We pulled prospects through direct marketing and pushed through partners. We bumped top-line revenues over 25% in the first year (well, the first nine months actually).
One of the reasons this worked is believability. B2B software buyers are a cynical and skeptical lot because those are survival traits. Blindly buying into vendor promises is slightly less foolish than buying a politician’s. Vendor claims are the least trusted, and thus by themselves make poor promotion. People need validation, and in a world where nobody has the time to validate every feature of every competing solution, buyers seek outside confirmation that spending corporate lucre will not result in unemployment.

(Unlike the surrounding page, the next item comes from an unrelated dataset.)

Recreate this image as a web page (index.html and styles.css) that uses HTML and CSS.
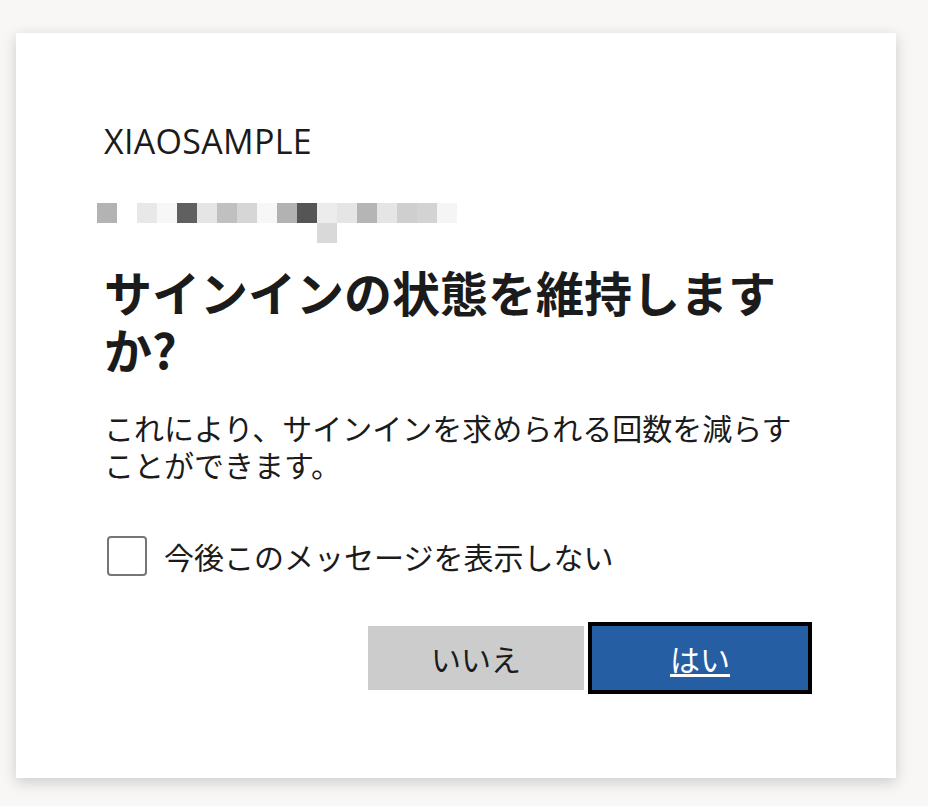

Partner pimping, providing the pimp is the parent in the relationship, works well. Though not the best validation source, a vendor on whom you already rely has earned some trust … or at least painful commitment. Buyers will trust that vendor’s advice on partner products that complete the vendor’s whole product offering. Buyers assume (rightly in most cases) that the parent vendor has vetted selected partners and that the offering isn’t complete crud.
Assurance via shared potential failure.
Even more so than vendors, peer referral is the best trust builder. Before social media, the most you could hope for were trade shows and special events where peers could reinforce recommendations. This led large companies to create their own events so happy customers could infect the thinking of prospects. But unless you are a big firm, this isn’t always an option. If you are the child product in a partnership, you may be able to leverage the parent’s events.
The marketing lesson is that buyers require validation (even consumers look for the UL label). Your propaganda is insufficient. Prospects need third party assurances that you are worth the investment. Make validation an equal part of your promotional effort.